Large studios have had to close and those voiceovers that usually work their way around the London circuit now have no place to work.

Lovely as it might sound, setting up a professional recording space is not something to be embarked upon lightly. 

A number of very sensible points have been made, but I think veteran voiceover Taff Girdlestone probably summed it up best with this tweet:

The point being, that there’s rather more to working from home than being a fantastic voice artist.

We often need to be studio engineer, producer, director as well as voice.

Can you set your own levels? Problem-solve when the equipment doesn’t work? Record and edit audio.
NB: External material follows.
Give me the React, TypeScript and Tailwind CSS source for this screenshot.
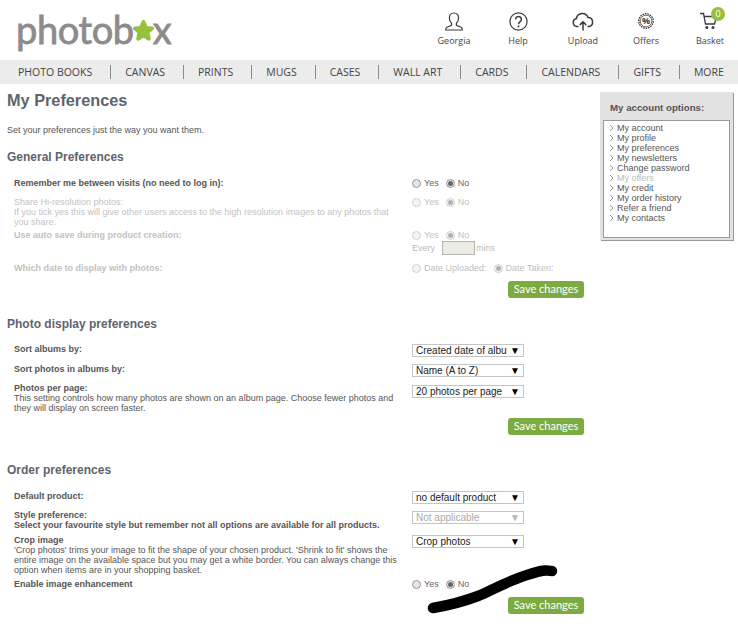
import type { ReactNode } from "react";

const navItems = ["PHOTO BOOKS", "CANVAS", "PRINTS", "MUGS", "CASES", "WALL ART", "CARDS", "CALENDARS", "GIFTS", "MORE"];
const accountLinks = ["My account", "My profile", "My preferences", "My newsletters", "Change password", "My offers", "My credit", "My order history", "Refer a friend", "My contacts"];

function Radio({ label, checked, muted }: { label: string; checked?: boolean; muted?: boolean }) {
  return (
    <span className={`flex items-center gap-[3px] ${muted ? "text-[#c0c0c0]" : "text-[#666666]"}`}>
      <span className={`flex h-[9px] w-[9px] items-center justify-center rounded-full border ${muted ? "border-[#d0d0d0] bg-[#f4f4f4]" : "border-[#999999] bg-[#e4e4e4]"}`}>
        {checked && <span className={`h-[5px] w-[5px] rounded-full ${muted ? "bg-[#b0b0b0]" : "bg-[#666666]"}`} />}
      </span>
      {label}
    </span>
  );
}

function Select({ value, disabled }: { value: string; disabled?: boolean }) {
  return (
    <div className={`flex h-[13px] w-[112px] items-center justify-between border border-[#c4c4c4] pl-[3px] pr-[3px] text-[10px] ${disabled ? "text-[#aaaaaa]" : "text-[#222222]"}`}>
      <span className="w-[91px] overflow-hidden whitespace-nowrap">{value}</span>
      <span className={`text-[10px] leading-none ${disabled ? "text-[#b5b5b5]" : "text-black"}`}>▼</span>
    </div>
  );
}

function Label({ children, muted }: { children: ReactNode; muted?: boolean }) {
  return <div className={`font-bold ${muted ? "text-[#c2c2c2]" : "text-[#555555]"}`}>{children}</div>;
}

function SaveButton({ className }: { className: string }) {
  return (
    <div className={`ml-[501px] flex h-[17px] w-[76px] items-center justify-center rounded-[3px] bg-[#7cab42] pb-px font-['Lato',sans-serif] text-[11px] text-white ${className}`}>
      Save changes
    </div>
  );
}

function Heading({ children, className }: { children: ReactNode; className: string }) {
  return <h2 className={`h-[14px] text-[12px] font-bold leading-[14px] text-[#5f646b] ${className}`}>{children}</h2>;
}

function HeaderLink({ label, className, children }: { label: string; className: string; children: ReactNode }) {
  return (
    <div className={`flex flex-col items-center ${className}`}>
      <div className="flex h-[20px] items-center text-[#3a3a3a]">{children}</div>
      <span className="mt-[4px] text-[9px] leading-[12px] text-[#444444]">{label}</span>
    </div>
  );
}

export default function App() {
  return (
    <div className="relative h-[627px] w-[738px] overflow-hidden bg-white font-['Liberation_Sans',Arial,sans-serif] text-[9px] leading-[10px]">
      <header className="flex h-[60px] font-['Open_Sans',sans-serif]">
        <div className="ml-[16px] mt-[4px] flex h-[50px] items-center font-['Lato',sans-serif] text-[38px] leading-none tracking-[-0.4px] text-[#8f8a8c] [-webkit-text-stroke:0.8px_#8f8a8c]">
          photob
          <svg viewBox="0 0 24 24" className="ml-[-2px] mr-[-2px] mt-[3px] h-[23px] w-[23px] shrink-0">
            <polygon points="12,3 14.6,9.2 21,9.8 16.2,14 17.6,20.6 12,17.2 6.4,20.6 7.8,14 3,9.8 9.4,9.2" fill="#96c03d" stroke="#96c03d" strokeWidth="4" strokeLinejoin="round" />
          </svg>
          x
        </div>
        <div className="ml-auto mt-[11px] flex">
          <HeaderLink label="Georgia" className="w-[64px]">
            <svg viewBox="0 0 18 19" className="h-[19px] w-[18px]" fill="none" stroke="currentColor" strokeWidth="1.2">
              <path d="M9 1C6 1 4.4 3.2 4.4 6c0 2.3 1 4.2 2.2 5.3v2.1L1.8 15.3C1 15.7.7 16.3.7 18h16.6c0-1.7-.3-2.3-1.1-2.7l-4.8-1.9v-2.1C12.6 10.2 13.6 8.3 13.6 6 13.6 3.2 12 1 9 1z" />
            </svg>
          </HeaderLink>
          <HeaderLink label="Help" className="w-[64px]">
            <svg viewBox="0 0 19 19" className="h-[19px] w-[19px]" fill="none" stroke="currentColor" strokeWidth="1.2">
              <circle cx="9.5" cy="9.5" r="8.6" />
              <path d="M6.6 7.4a2.9 2.9 0 1 1 4.6 2.3c-1.1.8-1.7 1.3-1.7 2.6" strokeWidth="1.5" />
              <circle cx="9.5" cy="14.6" r="1" fill="currentColor" stroke="none" />
            </svg>
          </HeaderLink>
          <HeaderLink label="Upload" className="w-[66px]">
            <svg viewBox="0 0 22 19" className="h-[19px] w-[22px]" fill="none" stroke="currentColor" strokeWidth="1.5" strokeLinecap="round" strokeLinejoin="round">
              <path d="M6 14.5H5a4 4 0 0 1-.6-7.9A6 6 0 0 1 16 5.6a4.5 4.5 0 0 1 1 8.9h-1" />
              <path d="M11 18v-8M8.2 12.6 11 9.8l2.8 2.8" />
            </svg>
          </HeaderLink>
          <HeaderLink label="Offers" className="w-[60px]">
            <svg viewBox="0 0 16 16" className="h-[16px] w-[16px]" fill="none" stroke="currentColor">
              <circle cx="8" cy="8" r="7.2" strokeWidth="1.4" strokeDasharray="1.6 0.9" />
              <circle cx="8" cy="8" r="5.8" strokeWidth="0.7" />
              <text x="8" y="11" textAnchor="middle" fontSize="9" fontWeight="700" fill="currentColor" stroke="none">%</text>
            </svg>
          </HeaderLink>
          <HeaderLink label="Basket" className="relative ml-[6px] w-[56px]">
            <svg viewBox="0 0 18 18" className="ml-[-2px] h-[18px] w-[18px]" fill="none" stroke="currentColor" strokeWidth="1.3">
              <path d="M0 1.5h3.5L5.5 12h9l2-7.5H4.2" />
              <circle cx="6.8" cy="15.5" r="1.5" fill="currentColor" stroke="none" />
              <circle cx="13" cy="15.5" r="1.5" fill="currentColor" stroke="none" />
            </svg>
            <span className="absolute left-[29px] top-[-4px] flex h-[14px] w-[14px] items-center justify-center rounded-full bg-[#96c03d] text-[9px] text-white">0</span>
          </HeaderLink>
        </div>
      </header>

      <nav className="flex h-[24px] items-center bg-[#ececec] pl-[18px] font-['Open_Sans',sans-serif] text-[10.5px] text-[#444444]">
        {navItems.map((item, i) => (
          <div key={item} className="flex items-center whitespace-nowrap">
            {i > 0 && <span className="ml-[18px] mr-[14px] h-[14px] w-px bg-[#8d8d85]" />}
            {item}
          </div>
        ))}
      </nav>

      <div className="flex">
        <main className="w-[590px] pl-[7px] text-[#555555]">
          <h1 className="mt-[6px] h-[20px] text-[16.3px] font-bold leading-[20px] text-[#5f646b]">My Preferences</h1>
          <p className="mt-[15px] h-[10px]">Set your preferences just the way you want them.</p>

          <Heading className="mt-[15px]">General Preferences</Heading>
          <div className="mt-[14px] flex h-[10px] pl-[7px]">
            <div className="w-[398px]"><Label>Remember me between visits (no need to log in):</Label></div>
            <div className="flex gap-[7px]"><Radio label="Yes" /><Radio label="No" checked /></div>
          </div>
          <div className="mt-[9px] flex h-[30px] pl-[7px] text-[#c2c2c2]">
            <div className="w-[398px] pr-[10px]">
              <div>Share Hi-resolution photos:</div>
              <div>If you tick yes this will give other users access to the high resolution images to any photos that you share.</div>
            </div>
            <div className="flex h-[10px] gap-[7px]"><Radio label="Yes" muted /><Radio label="No" checked muted /></div>
          </div>
          <div className="mt-[3px] flex h-[25px] pl-[7px]">
            <div className="w-[398px]"><Label muted>Use auto save during product creation:</Label></div>
            <div className="text-[#bbbbbb]">
              <div className="flex h-[10px] gap-[7px]"><Radio label="Yes" muted /><Radio label="No" checked muted /></div>
              <div className="mt-[1px] flex items-center">
                <span className="w-[30px]">Every</span>
                <span className="h-[14px] w-[33px] border border-[#b5b5b0] bg-[#ebebe4]" />
                <span className="ml-[1px]">mins</span>
              </div>
            </div>
          </div>
          <div className="mt-[8px] flex h-[10px] pl-[7px]">
            <div className="w-[398px]"><Label muted>Which date to display with photos:</Label></div>
            <div className="flex gap-[7px]"><Radio label="Date Uploaded:" muted /><Radio label="Date Taken:" checked muted /></div>
          </div>
          <SaveButton className="mt-[8px]" />

          <Heading className="mt-[19px]">Photo display preferences</Heading>
          <div className="mt-[13px] flex h-[13px] pl-[7px]">
            <div className="w-[398px]"><Label>Sort albums by:</Label></div>
            <Select value="Created date of album" />
          </div>
          <div className="mt-[7px] flex h-[13px] pl-[7px]">
            <div className="w-[398px]"><Label>Sort photos in albums by:</Label></div>
            <Select value="Name (A to Z)" />
          </div>
          <div className="mt-[6px] flex h-[30px] pl-[7px]">
            <div className="w-[398px] pr-[10px]">
              <Label>Photos per page:</Label>
              <div>This setting controls how many photos are shown on an album page. Choose fewer photos and they will display on screen faster.</div>
            </div>
            <div className="mt-[2px]"><Select value="20 photos per page" /></div>
          </div>
          <SaveButton className="mt-[5px]" />

          <Heading className="mt-[28px]">Order preferences</Heading>
          <div className="mt-[14px] flex h-[13px] pl-[7px]">
            <div className="w-[398px]"><Label>Default product:</Label></div>
            <Select value="no default product" />
          </div>
          <div className="mt-[6px] flex h-[20px] pl-[7px]">
            <div className="w-[398px]">
              <Label>Style preference:</Label>
              <Label>Select your favourite style but remember not all options are available for all products.</Label>
            </div>
            <div className="mt-[1px]"><Select value="Not applicable" disabled /></div>
          </div>
          <div className="mt-[5px] flex h-[40px] pl-[7px]">
            <div className="w-[398px] pr-[4px]">
              <Label>Crop image</Label>
              <div>'Crop photos' trims your image to fit the shape of your chosen product. 'Shrink to fit' shows the entire image on the available space but you may get a white border. You can always change this option when items are in your shopping basket.</div>
            </div>
            <Select value="Crop photos" />
          </div>
          <div className="mt-[4px] flex h-[10px] pl-[7px]">
            <div className="w-[398px]"><Label>Enable image enhancement</Label></div>
            <div className="flex gap-[7px]"><Radio label="Yes" /><Radio label="No" checked /></div>
          </div>
          <SaveButton className="mt-[8px]" />
        </main>

        <aside className="ml-[10px] mt-[8px] h-[148px] w-[133px] bg-[#e2e2e2] shadow-[1px_1px_0_#999999]">
          <div className="flex h-[28px] items-center pl-[10px] pt-[3px] text-[9.7px] font-bold text-[#555555]">My account options:</div>
          <ul className="mx-[3px] h-[118px] border border-[#999999] bg-white pl-[5px] pt-[2px]">
            {accountLinks.map((link) => (
              <li key={link} className={`flex h-[10px] items-center gap-[3px] ${link === "My offers" ? "text-[#bbbbbb]" : "text-[#555555]"}`}>
                <svg viewBox="0 0 5 8" className="h-[8px] w-[5px] shrink-0" fill="none" stroke="#999999" strokeWidth="1">
                  <path d="M1 1l3 3-3 3" />
                </svg>
                {link}
              </li>
            ))}
          </ul>
        </aside>
      </div>

      <svg className="absolute left-0 top-0 h-[627px] w-[738px]" viewBox="0 0 738 627" fill="none">
        <path d="M433 608C450 605 465 601 478 596S505 582 527 575 545 571 552 571" stroke="#000000" strokeWidth="10.5" strokeLinecap="round" />
      </svg>
    </div>
  );
}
And do all that under close scrutiny, sometimes with the client or clients on the line, or under a tight deadline?

And the truth is, you can almost definitely learn. But not right now. It takes time, experience and patience. And practising on clients who are under immense pressure themselves is not the way to do it.

OK, skills. Sorted. Let’s go?

Noooo! What about the space you’re planning to build this in? Sticking a duvet on your head might get you out of a tight spot, at a pinch and with only a handful of words to record, but you definitely can’t sweat it out under there for more than a few lines.

You need a sound-proofed and acoustically treated space. This is not the place to explain the difference between those two, but can we just agree egg boxes and duvets have no place in professional audio.

Let’s write a shopping list

There is a lot to learn, but if you’re planning on investing in your own home voiceover studio, can I suggest you start here, with Rob Bee.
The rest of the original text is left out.